» **PROBLEM DETAILS**: Transcribe the material verbatim in full; the pictures do not belong in the copy.
○ ○ ○ ○
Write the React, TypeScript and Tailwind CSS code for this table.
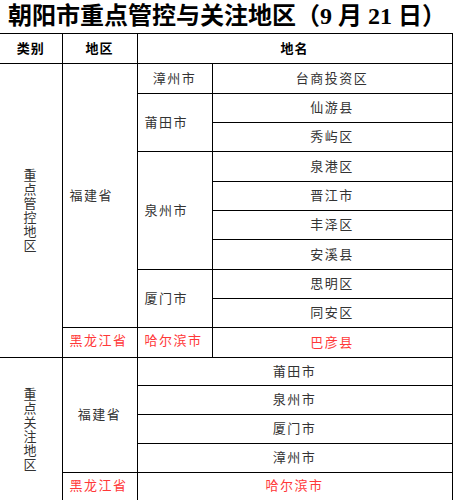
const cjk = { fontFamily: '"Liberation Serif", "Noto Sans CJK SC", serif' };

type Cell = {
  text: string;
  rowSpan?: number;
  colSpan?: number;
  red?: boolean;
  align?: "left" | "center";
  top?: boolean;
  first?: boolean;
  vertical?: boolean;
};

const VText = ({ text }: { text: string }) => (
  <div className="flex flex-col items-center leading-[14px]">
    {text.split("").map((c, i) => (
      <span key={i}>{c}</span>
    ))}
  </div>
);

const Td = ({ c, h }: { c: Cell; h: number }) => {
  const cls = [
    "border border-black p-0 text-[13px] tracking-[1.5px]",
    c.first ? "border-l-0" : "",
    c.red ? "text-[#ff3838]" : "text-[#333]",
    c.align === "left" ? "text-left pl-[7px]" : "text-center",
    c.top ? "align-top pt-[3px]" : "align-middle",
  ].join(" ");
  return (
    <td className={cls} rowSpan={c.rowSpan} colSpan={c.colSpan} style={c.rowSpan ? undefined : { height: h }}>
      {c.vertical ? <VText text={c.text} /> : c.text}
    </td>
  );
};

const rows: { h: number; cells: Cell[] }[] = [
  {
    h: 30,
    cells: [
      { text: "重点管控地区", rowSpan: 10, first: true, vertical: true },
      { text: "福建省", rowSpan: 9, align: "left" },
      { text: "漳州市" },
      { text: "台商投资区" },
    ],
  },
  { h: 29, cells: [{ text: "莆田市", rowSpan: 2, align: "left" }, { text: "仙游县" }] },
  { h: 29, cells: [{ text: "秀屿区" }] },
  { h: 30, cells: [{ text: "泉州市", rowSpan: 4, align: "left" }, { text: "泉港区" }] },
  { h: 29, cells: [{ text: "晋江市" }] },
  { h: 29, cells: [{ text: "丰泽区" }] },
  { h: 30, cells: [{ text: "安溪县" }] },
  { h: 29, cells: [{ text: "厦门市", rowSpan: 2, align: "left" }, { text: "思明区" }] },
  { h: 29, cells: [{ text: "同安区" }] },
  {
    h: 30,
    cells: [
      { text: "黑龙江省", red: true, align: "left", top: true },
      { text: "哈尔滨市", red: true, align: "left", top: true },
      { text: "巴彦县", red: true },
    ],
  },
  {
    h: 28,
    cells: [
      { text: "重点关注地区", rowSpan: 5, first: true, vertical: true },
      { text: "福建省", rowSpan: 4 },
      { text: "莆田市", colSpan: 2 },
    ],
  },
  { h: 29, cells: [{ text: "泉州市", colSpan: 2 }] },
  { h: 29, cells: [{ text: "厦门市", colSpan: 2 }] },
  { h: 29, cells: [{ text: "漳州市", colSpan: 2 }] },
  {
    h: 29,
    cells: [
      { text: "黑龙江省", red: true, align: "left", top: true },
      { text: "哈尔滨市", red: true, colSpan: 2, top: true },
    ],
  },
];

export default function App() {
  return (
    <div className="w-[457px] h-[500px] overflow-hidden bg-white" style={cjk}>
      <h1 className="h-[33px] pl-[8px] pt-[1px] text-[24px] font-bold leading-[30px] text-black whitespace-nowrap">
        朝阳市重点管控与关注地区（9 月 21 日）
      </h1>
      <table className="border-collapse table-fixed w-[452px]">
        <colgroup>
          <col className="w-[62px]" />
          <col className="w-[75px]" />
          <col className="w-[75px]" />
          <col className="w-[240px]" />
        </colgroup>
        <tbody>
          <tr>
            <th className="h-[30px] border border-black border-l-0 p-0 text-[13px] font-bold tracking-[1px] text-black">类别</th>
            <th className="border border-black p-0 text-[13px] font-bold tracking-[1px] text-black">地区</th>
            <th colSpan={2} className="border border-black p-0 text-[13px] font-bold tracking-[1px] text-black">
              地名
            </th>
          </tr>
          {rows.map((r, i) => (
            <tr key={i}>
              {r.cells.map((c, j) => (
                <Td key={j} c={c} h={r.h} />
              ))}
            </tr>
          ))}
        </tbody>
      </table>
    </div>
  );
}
○ ○ ○ ○
» **CORRECT OUTPUT**:
Write the React, TypeScript and Tailwind CSS code for this table.
const cjk = { fontFamily: '"Liberation Serif", "Noto Sans CJK SC", serif' };

type Cell = {
  text: string;
  rowSpan?: number;
  colSpan?: number;
  red?: boolean;
  align?: "left" | "center";
  top?: boolean;
  first?: boolean;
  vertical?: boolean;
};

const VText = ({ text }: { text: string }) => (
  <div className="flex flex-col items-center leading-[14px]">
    {text.split("").map((c, i) => (
      <span key={i}>{c}</span>
    ))}
  </div>
);

const Td = ({ c, h }: { c: Cell; h: number }) => {
  const cls = [
    "border border-black p-0 text-[13px] tracking-[1.5px]",
    c.first ? "border-l-0" : "",
    c.red ? "text-[#ff3838]" : "text-[#333]",
    c.align === "left" ? "text-left pl-[7px]" : "text-center",
    c.top ? "align-top pt-[3px]" : "align-middle",
  ].join(" ");
  return (
    <td className={cls} rowSpan={c.rowSpan} colSpan={c.colSpan} style={c.rowSpan ? undefined : { height: h }}>
      {c.vertical ? <VText text={c.text} /> : c.text}
    </td>
  );
};

const rows: { h: number; cells: Cell[] }[] = [
  {
    h: 30,
    cells: [
      { text: "重点管控地区", rowSpan: 10, first: true, vertical: true },
      { text: "福建省", rowSpan: 9, align: "left" },
      { text: "漳州市" },
      { text: "台商投资区" },
    ],
  },
  { h: 29, cells: [{ text: "莆田市", rowSpan: 2, align: "left" }, { text: "仙游县" }] },
  { h: 29, cells: [{ text: "秀屿区" }] },
  { h: 30, cells: [{ text: "泉州市", rowSpan: 4, align: "left" }, { text: "泉港区" }] },
  { h: 29, cells: [{ text: "晋江市" }] },
  { h: 29, cells: [{ text: "丰泽区" }] },
  { h: 30, cells: [{ text: "安溪县" }] },
  { h: 29, cells: [{ text: "厦门市", rowSpan: 2, align: "left" }, { text: "思明区" }] },
  { h: 29, cells: [{ text: "同安区" }] },
  {
    h: 30,
    cells: [
      { text: "黑龙江省", red: true, align: "left", top: true },
      { text: "哈尔滨市", red: true, align: "left", top: true },
      { text: "巴彦县", red: true },
    ],
  },
  {
    h: 28,
    cells: [
      { text: "重点关注地区", rowSpan: 5, first: true, vertical: true },
      { text: "福建省", rowSpan: 4 },
      { text: "莆田市", colSpan: 2 },
    ],
  },
  { h: 29, cells: [{ text: "泉州市", colSpan: 2 }] },
  { h: 29, cells: [{ text: "厦门市", colSpan: 2 }] },
  { h: 29, cells: [{ text: "漳州市", colSpan: 2 }] },
  {
    h: 29,
    cells: [
      { text: "黑龙江省", red: true, align: "left", top: true },
      { text: "哈尔滨市", red: true, colSpan: 2, top: true },
    ],
  },
];

export default function App() {
  return (
    <div className="w-[457px] h-[500px] overflow-hidden bg-white" style={cjk}>
      <h1 className="h-[33px] pl-[8px] pt-[1px] text-[24px] font-bold leading-[30px] text-black whitespace-nowrap">
        朝阳市重点管控与关注地区（9 月 21 日）
      </h1>
      <table className="border-collapse table-fixed w-[452px]">
        <colgroup>
          <col className="w-[62px]" />
          <col className="w-[75px]" />
          <col className="w-[75px]" />
          <col className="w-[240px]" />
        </colgroup>
        <tbody>
          <tr>
            <th className="h-[30px] border border-black border-l-0 p-0 text-[13px] font-bold tracking-[1px] text-black">类别</th>
            <th className="border border-black p-0 text-[13px] font-bold tracking-[1px] text-black">地区</th>
            <th colSpan={2} className="border border-black p-0 text-[13px] font-bold tracking-[1px] text-black">
              地名
            </th>
          </tr>
          {rows.map((r, i) => (
            <tr key={i}>
              {r.cells.map((c, j) => (
                <Td key={j} c={c} h={r.h} />
              ))}
            </tr>
          ))}
        </tbody>
      </table>
    </div>
  );
}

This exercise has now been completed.